The inverted star blazed with eldritch energy, a golden, searing light that burned into his retinas.

The longer he gazed at it, the louder the voices grew.

"We've got movement!" Falco shouted a warning as he aimed his rifle at the entrance they had passed through only minutes ago. The light of the hallway outside was gone, leaving it in the grasp and mercy of shadows.

And they were moving.

"No!" Krystal whined, pulling on Fox with greater tenacity. "This is something we cannot fight! We need to run."

Fox spared only seconds to analyze their situation. He looked to the burning sigil, to the panicked expressions of his team, and the blood splattered mess hall.

"Falco, forget it. We. Are Leaving." He looked over his shoulder towards the kitchen, where he had seen a small access corridor that should connect to the main passageway. "Quick, follow me!"

Wasting little time, only enough to make sure his order would be followed, Fox spun on his heels and took off like a bolt of lightning, the vulpine sprinting as fast as his legs would carry him. The rush of blood thundering in his ears, he vaulted over an upturned table and weaved through scattered chairs and avoided the thick pools of coagulated fluid.

Behind him he could hear the hurried steps of his teammates....

And the loud, explosive sound of the commissary's doors blowing off their hinges.

Not a moment later, a deafening roar hewed his eardrums, loud enough, almost, to make them burst. He could very nearly physically feel the rage and bloodlust felt by the owner in the reverberant echo of its violent passing.

Krystal had been wise in telling them to run.

Driven by his induced hysterics and unexplainable paranoia, Fox thoughtlessly trampled over the remains of those who must have been previous victims of whatever it was that gave chase. In that moment he cared not for the dead, only for survival. They had not been fast enough to escape their demise.

He would not make the same mistake.

Leaping over the buffet counter, he skidded across the blood soaked tiles as he turned, roughly smashing into a meal prep table. Otherwise ignoring the throbbing pain in his side with little more than a repressed grunt of pain, he rushed to the galley's back door, slamming it open with a splayed palm.
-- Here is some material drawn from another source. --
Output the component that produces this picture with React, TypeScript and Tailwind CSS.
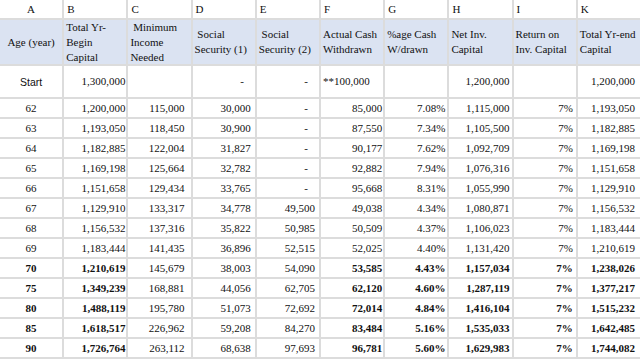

Only then did he allow himself a moment to glance back to check for his team. Even as he turned, the speedy figure of Falco flew past him, followed seconds later by Miyu, and lastly Krystal, who pulled up the rear.

And as his companions hurried inside, Fox risked the danger of trying to get a look at what was pursuing them, hoping against hope that he might be able to place some figment of recognition in such an adversary. He would take familiarity over uncertainty any day.

The only thing he saw before he lost his nerve and scampered away with the understanding that curiosity was not enough of a motivator to endanger his personal safety, was the towering shadow of something colossal as it charged towards him, another earthshaking bellow of hate belting from its lungs. That was all he needed to know.

Fox had never run so fast his entire life.

Racing after the plumed shape of Krystal's tail, he reached towards his belt and unclipped one of four cylindrical devices. Popping the top, he thumbed the red button and let it fall from his paw as he pushed through another set of doors that took him from the kitchen storage into a narrow and compact side corridor, likely used in transporting materials throughout the base.

Though that thought hardly crossed his mind with the danger of the situation.

Keeping his head tucked low to avoid crashing into any of the pipes above, he crossed a four meter distance with impressive speed born of his desire to get the fuck out of doge, before he heard the muted thump of the grenade exploding. A rush of heat and smoke brushed across his back, but Fox ignored that, increasing his frenzied pace as another roar assaulted his sensitive hearing, though it sounded more infuriated then pained.

"Shit... fuck me..."

He could not have spoken with more in-eloquence; however few could blame his lack of refinement given the situation. There hardly seemed time for rational thought in his panicked desperation to put distance between himself and the looming shadow of very rational fear that hunted him.